_GIVEN INFORMATION_
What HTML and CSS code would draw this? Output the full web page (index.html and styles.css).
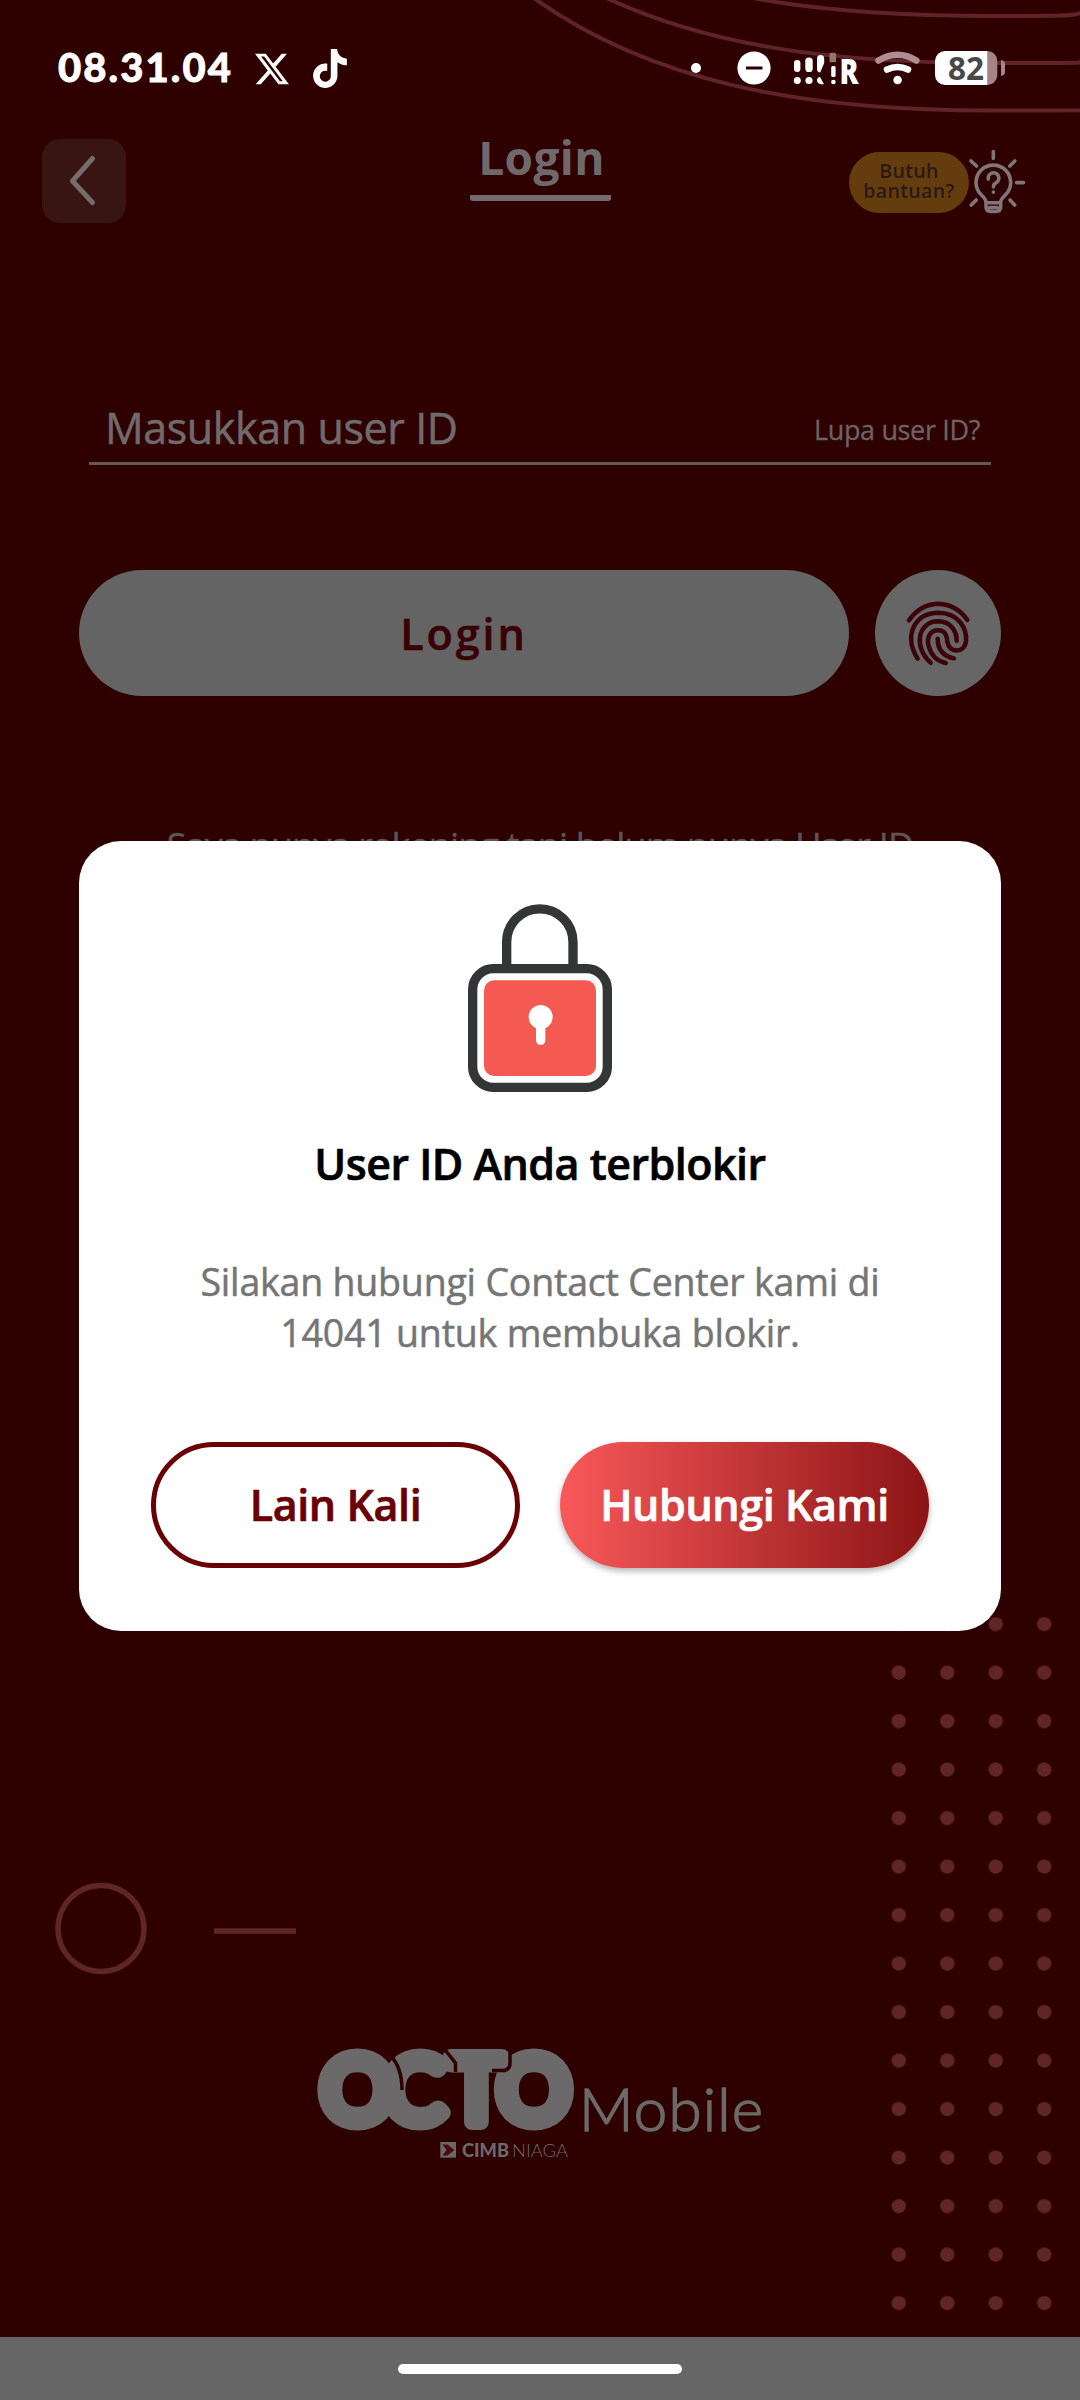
FILE: index.html
```html
<!DOCTYPE html>
<html lang="id">
<head>
<meta charset="utf-8">
<title>OCTO Mobile - Login</title>
<link rel="stylesheet" href="styles.css">
</head>
<body>
<div class="screen">
  <svg class="backdrop" viewBox="0 0 1080 2400" aria-hidden="true">
    <defs>
      <pattern id="dots" x="874.6" y="1599.9" width="48.47" height="48.5" patternUnits="userSpaceOnUse">
        <circle cx="24.2" cy="24.2" r="7.2"/>
      </pattern>
    </defs>
    <g class="backdrop-lines">
      <path d="M515-16C643 85 809 110.500 989 110.500S1066 109.500 1084 108"/>
      <path d="M592-9C705 48 840 63 989 63S1066 62 1084 60.500"/>
      <path d="M747-3C819 11 902 16 995 16S1066 15 1084 13"/>
      <circle class="backdrop-ring" cx="101" cy="1928.500" r="43"/>
      <path class="backdrop-dash" d="M214 1931H296"/>
    </g>
    <rect x="874.6" y="1599.9" width="193.8" height="727.5" fill="url(#dots)"/>
  </svg>

  <header class="status">
    <span class="clock">08.31.04</span>
    <svg class="status-x" viewBox="1.25 2.25 21.6 19.5"><path d="M18.244 2.25h3.308l-7.227 8.26 8.502 11.24H16.17l-5.214-6.817L4.99 21.75H1.68l7.73-8.835L1.254 2.25H8.08l4.713 6.231zm-1.161 17.52h1.833L7.084 4.126H5.117z"/></svg>
    <svg class="status-tiktok" viewBox="1.5 0 21 24"><path d="M12.525.02c1.31-.02 2.61-.01 3.91-.02.08 1.53.63 3.09 1.750 4.170 1.120 1.110 2.700 1.620 4.240 1.790v4.030c-1.440-.05-2.890-.35-4.200-.97-.57-.26-1.100-.59-1.620-.93-.01 2.920.01 5.840-.02 8.750-.08 1.400-.54 2.790-1.350 3.940-1.310 1.920-3.580 3.170-5.910 3.210-1.430.08-2.860-.31-4.080-1.030-2.020-1.190-3.440-3.370-3.650-5.710-.02-.5-.03-1-.01-1.490.18-1.900 1.120-3.720 2.580-4.960 1.660-1.440 3.980-2.130 6.150-1.720.02 1.480-.04 2.960-.04 4.440-.99-.32-2.150-.23-3.020.37-.63.41-1.110 1.040-1.360 1.750-.21.51-.15 1.070-.14 1.610.24 1.640 1.820 3.020 3.500 2.870 1.120-.01 2.190-.66 2.770-1.610.19-.33.4-.67.41-1.060.1-1.790.06-3.570.07-5.360.01-4.030-.01-8.050.02-12.070z"/></svg>
    <svg class="status-tray" viewBox="690 44 320 48">
      <circle cx="696" cy="68" r="5"/>
      <circle cx="754" cy="68" r="16.600"/>
      <path d="M746 68H762.500" stroke="#2e0000" stroke-width="3"/>
      <g>
        <rect x="794" y="60" width="6.400" height="12" rx="3.200"/><circle cx="797.300" cy="80.500" r="3.500"/>
        <rect x="805.300" y="57.500" width="7.400" height="14.500" rx="3.600"/><circle cx="809" cy="80.500" r="3.600"/>
        <path d="M817 58.500a3.600 3.600 0 0 1 7.200 0V63l-4 9.500c-2 0-3.200-1.500-3.200-3.500zM820 77l4 7.200c-4 .6-7-1-7-3.900 0-2 1.300-3.300 3-3.300z"/>
        <rect x="829.500" y="52.800" width="6.600" height="9.400" rx="1.500" fill="#91756a"/>
        <rect x="831.200" y="66" width="4.400" height="11" rx="1.500"/><circle cx="833.400" cy="82" r="2.300"/>
      </g>
      <text class="tray-roam" x="839.500" y="84" textLength="19" lengthAdjust="spacingAndGlyphs">R</text>
      <g fill="none" stroke-linecap="round">
        <path d="M878.500 60.500Q897.600 49 916.300 60.500" stroke="#b08d92" stroke-width="6.500"/>
        <path d="M887 69.500Q897.600 64.500 908 69.500" stroke="#fff" stroke-width="6.500"/>
      </g>
      <circle cx="897.600" cy="80" r="4.300"/>
      <path d="M987 51a10 10 0 0 1 10.300 10V75a10 10 0 0 1-10.300 10z" fill="#a58588"/>
      <path d="M945 51H987.200V85H945a10 10 0 0 1-10-10V61a10 10 0 0 1 10-10z"/>
      <path d="M1001 60q4 .5 4 4v8q0 3.500-4 4z" fill="#a58588"/>
      <text class="tray-battery" x="948" y="79.500" textLength="36" lengthAdjust="spacingAndGlyphs">82</text>
    </svg>
  </header>

  <nav class="topbar">
    <button class="back" aria-label="Kembali"><svg viewBox="0 0 84 84"><path d="M50.500 19.500L30.500 42L50.500 63.500"/></svg></button>
    <h1 class="page-title">Login</h1>
    <div class="help">
      <span class="help-pill">Butuh<br>bantuan?</span>
      <svg class="help-bulb" viewBox="968 149 58 66">
        <path d="M986 206.500v-4.500c0-3-2.500-5-5-7.500a17.300 17.300 0 1 1 24.700 0c-2.500 2.500-5 4.500-5 7.500v4.500q0 5-5 5h-4.700q-5 0-5-5zM986 202.800h14.700M989.500 207.500h7.700M993.300 151.500v7M1016.500 182.600h7M1009.800 166l5-5M976.500 166l-5.500-5M971.200 205l5-5M1010 200l4.700 5"/>
        <path d="M988.300 179a5.300 5.300 0 1 1 7.700 3.800q-2.600 1.300-2.600 4.200M993.400 192v.3"/>
      </svg>
    </div>
  </nav>

  <main class="form">
    <div class="field">
      <span class="field-label">Masukkan user ID</span>
      <a class="field-link">Lupa user ID?</a>
    </div>
    <div class="actions">
      <button class="login">Login</button>
      <button class="finger" aria-label="Sidik jari">
        <svg viewBox="75 59 378 378">
          <path d="M177 210Q210 162 264 160Q320 162 352 209"/>
          <path d="M203 325C163 262 187 190 264 187C327 187 351 235 348 272C344 309 298 310 292 275C290 252 284 240 264 240C240 240 229 262 236 287C244 317 262 333 287 338"/>
          <path d="M242 337C190 292 202 214 264 213C303 214 320 242 320 271"/>
          <path d="M263 265C263 300 283 318 312 324"/>
        </svg>
      </button>
    </div>
    <p class="register">Saya punya rekening tapi belum punya User ID</p>
  </main>

  <footer class="brand">
    <svg class="brand-logo" viewBox="300 2030 480 140">
      <text class="brand-octo" x="321 384 449.500 497.500" y="2122">OCTO</text>
      <g class="brand-gaps">
        <path d="M390 2055C398 2063 402 2073 402 2090"/>
        <path d="M442 2046L455.500 2063V2072"/>
        <path d="M510 2046V2063Q510 2070.500 502 2070.500H492"/>
      </g>
      <text class="brand-mobile" x="579" y="2130.500" textLength="184" lengthAdjust="spacing">Mobile</text>
      <rect x="440.300" y="2142" width="15.700" height="15.700" fill="#6b6667"/>
      <path d="M442.500 2144.500h5l7 5.500-7 5.500h-5l4-5.500z" fill="#480a10"/>
      <text class="brand-cimb" x="462" y="2157" textLength="47" lengthAdjust="spacingAndGlyphs">CIMB</text>
      <text class="brand-niaga" x="512" y="2157" textLength="56" lengthAdjust="spacingAndGlyphs">NIAGA</text>
    </svg>
  </footer>
  <div class="gesture"><span class="gesture-pill"></span></div>

  <section class="dialog" role="dialog">
    <svg class="lock" viewBox="144 72 432 564">
      <path d="M260 262V186a99.500 99.500 0 0 1 199 0V262" fill="none" stroke="#333536" stroke-width="28"/>
      <rect x="158" y="266" width="404" height="356" rx="62" fill="#fff" stroke="#333536" stroke-width="28"/>
      <rect x="192" y="301" width="336" height="287" rx="30" fill="#f55a52"/>
      <circle cx="362" cy="411" r="36" fill="#fff"/>
      <path d="M362 420V481" stroke="#fff" stroke-width="28" stroke-linecap="round"/>
    </svg>
    <h2 class="dialog-title">User ID Anda terblokir</h2>
    <p class="dialog-text">Silakan hubungi Contact Center kami di<br>14041 untuk membuka blokir.</p>
    <div class="dialog-actions">
      <button class="btn btn-outline">Lain Kali</button>
      <button class="btn btn-primary">Hubungi Kami</button>
    </div>
  </section>
</div>
</body>
</html>
```
FILE: styles.css
```css
* { box-sizing: border-box; }
body { margin: 0; background: #2e0000; font-family: "Open Sans", "Noto Sans", sans-serif; }
h1, h2, p { margin: 0; }
button { border: 0; padding: 0; margin: 0; font: inherit; white-space: nowrap; }
svg { display: block; flex: none; }

.screen { position: relative; display: flex; flex-direction: column; width: 1080px; height: 2400px; overflow: hidden; background: #2e0000; }
.backdrop { position: absolute; inset: 0; width: 1080px; height: 2400px; fill: #5f2527; }
.backdrop-lines { fill: none; stroke: #5f2329; stroke-width: 4; }
.backdrop-ring, .backdrop-dash { stroke: #5f2527; stroke-width: 5.5; }
.status, .topbar, .form, .brand, .gesture { position: relative; }

.status { display: flex; align-items: center; height: 136px; padding: 0 70px 0 58px; }
.status svg { fill: #fff; }
.clock { width: 197px; margin-top: -3px; color: #fff; font: 900 40px/56px Lato, sans-serif; letter-spacing: 2.1px; white-space: nowrap; -webkit-text-stroke: .8px; }
.status-x { width: 34px; height: 32px; margin-top: 2px; }
.status-tiktok { width: 34px; height: 39px; margin-left: 24px; margin-top: 1px; }
.status-tray { width: 320px; height: 48px; margin-left: auto; overflow: visible; }
.tray-roam { font: 800 36px "Open Sans", sans-serif; }
.tray-battery { fill: #484848; font: 700 32px "Open Sans", sans-serif; }

.topbar { display: flex; align-items: center; justify-content: space-between; height: 90px; padding: 0 54px 0 42px; }
.back { width: 84px; height: 84px; border-radius: 18px; background: #381413; }
.back svg { fill: none; stroke: #766c6d; stroke-width: 5; stroke-linecap: round; stroke-linejoin: round; }
.page-title { align-self: flex-start; width: 141px; height: 74px; margin: -9px 0 0 105px; padding-left: 3px; border-bottom: 6px solid #746b6f; border-radius: 0 0 3px 3px; color: #70696c; font-size: 46px; font-weight: 700; line-height: 60px; letter-spacing: .4px; text-align: center; }
.help { display: flex; align-items: center; padding-top: 2px; }
.help-pill { display: flex; align-items: center; justify-content: center; width: 120px; height: 61px; padding-bottom: 3px; border-radius: 31px; background: #653c0d; color: #281b17; font-size: 19.5px; font-weight: 600; line-height: 20px; letter-spacing: .4px; text-align: center; }
.help-bulb { width: 58px; height: 66px; margin-left: -1px; fill: none; stroke: #827579; stroke-width: 3.6; stroke-linecap: round; stroke-linejoin: round; }

.form { display: flex; flex-direction: column; }
.field { display: flex; align-items: flex-start; justify-content: space-between; height: 79px; margin: 160px 89px 0; padding: 12px 11px 0 16px; border-bottom: 3px solid #675755; }
.field-label { color: #716a6d; font-size: 43px; font-weight: 500; line-height: 60px; letter-spacing: -.4px; white-space: nowrap; -webkit-text-stroke: .5px; }
.field-link { padding-top: 12px; color: #6c6364; font-size: 27px; font-weight: 400; line-height: 40px; letter-spacing: -.35px; white-space: nowrap; -webkit-text-stroke: .3px; }
.actions { display: flex; gap: 26px; margin: 105px 79px 0; }
.login { flex: 1; height: 126px; border-radius: 63px; background: #646464; color: #390006; font-size: 43px; font-weight: 600; letter-spacing: 3px; -webkit-text-stroke: .6px; }
.finger { width: 126px; height: 126px; border-radius: 50%; background: #666; }
.finger svg { fill: none; stroke: #3d0208; stroke-width: 13.5; stroke-linecap: round; }
.register { margin-top: 125px; color: #5e5556; font-size: 36px; font-weight: 500; line-height: 50px; letter-spacing: -.85px; text-align: center; white-space: nowrap; -webkit-text-stroke: .4px; }

.brand { display: flex; margin: auto 0 167px 300px; }
.brand-logo { width: 480px; height: 140px; fill: #6b6969; }
.brand-octo { stroke: #6b6969; stroke-width: 16; stroke-linejoin: round; font: 400 91px Lato, sans-serif; }
.brand-gaps { fill: none; stroke: #2e0000; stroke-width: 3.5; }
.brand-mobile { stroke: #6b6969; stroke-width: 1.5; font: 300 60px Lato, sans-serif; }
.brand-cimb { font: 900 18.5px Lato, sans-serif; }
.brand-niaga { font: 300 18.5px Lato, sans-serif; }

.gesture { display: flex; align-items: center; justify-content: center; height: 63px; background: #666; }
.gesture-pill { width: 284px; height: 10px; border-radius: 5px; background: #fff; }

.dialog { position: absolute; top: 841px; left: 79px; display: flex; flex-direction: column; align-items: center; width: 922px; height: 790px; padding-top: 63px; border-radius: 42px; background: #fff; }
.lock { width: 144px; height: 188px; }
.dialog-title { margin-top: 42px; color: #000; font-size: 43px; font-weight: 600; line-height: 60px; letter-spacing: -.5px; white-space: nowrap; -webkit-text-stroke: .7px; }
.dialog-text { margin-top: 62px; color: #757575; font-size: 37.5px; line-height: 51px; letter-spacing: -.2px; text-align: center; white-space: nowrap; -webkit-text-stroke: .5px; }
.dialog-actions { display: flex; gap: 40px; margin-top: 84px; }
.btn { width: 369px; height: 126px; padding-bottom: 2px; border-radius: 63px; font-size: 43px; font-weight: 600; letter-spacing: -.4px; -webkit-text-stroke: .7px; }
.btn-outline { border: 5px solid #6a0006; background: #fff; color: #6a0006; }
.btn-primary { background: linear-gradient(90deg, #f95859, #8c1416); box-shadow: 0 3px 6px rgba(0, 0, 0, .3); color: #fff; }
```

_WHAT THE TASK ASKS_
Find the lines above that include the string "index" and copy them.

_CORRECT RESULT_
What HTML and CSS code would draw this? Output the full web page (index.html and styles.css).
FILE: index.html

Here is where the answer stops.